Do Louisa Moats and Reid Lyon know what is not taught correctly? It is the wrong teaching of the pronunciation of phonemes. 

Every day I’m in a school and working with teachers I continue to be astounded by the gulf of knowledge, the gulf between our knowledge base in the scientific community and the practices that go on in teacher training.

These kids will not make it into higher education; they’re not going to make it into jobs that require writing, even if they can read at a basic level. It’s a tragedy. It’s a tragedy and it’s a treatable one.

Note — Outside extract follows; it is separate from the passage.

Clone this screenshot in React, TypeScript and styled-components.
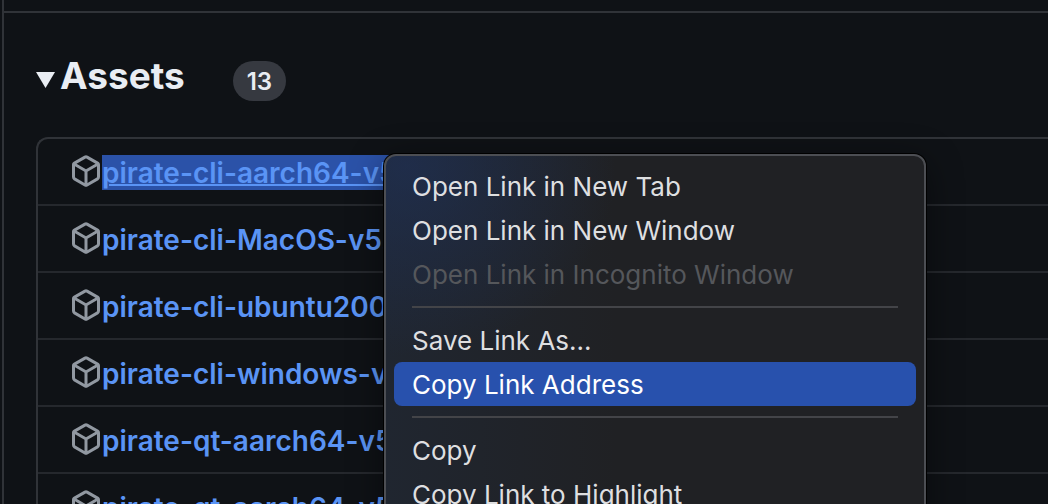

I see so few people willing to stand up and say you can’t have a non-verbal teacher teaching reading to first graders. There are so few people who are willing to set standards and to talk about what a teacher should really know and to hold any teacher candidates to some kind of a standard. There are so many excuses and so many forces aligned against the adequate preparation and nurturance of teachers.

My comment: I have been saying what a teacher should know and how to implement it for 10 years now. Is Louisa Moats willing to listen and do something about it now?

David Boulton:  According to Reid Lyon and James Wendorf, ninety-five percent of the children that are struggling with reading are instructional casualties.
It’s a consequence of an unnatural, overwhelming ambiguity forced upon the child while nobody is giving them a stairway through it before they shame-out to the process. The shame itself then impedes their cognitive ability to process it, as well as diminishes their self-esteem in general with all of its transferred effects.

My comment: I believe that David Boulton is not that naïve and neither is Reid Lyon not to know the basic problem faced by kids in school who are unable to read. As per the words of David above – “It is a consequence of unnatural, overwhelming ambiguity forced upon the child.” 

What is the ambiguity?
The unnatural ambiguity is the teaching of the pronunciation of phonemes wrongly.

We can end the Reading Wars only if we teach the pronunciation of phonemes correctly from the onset.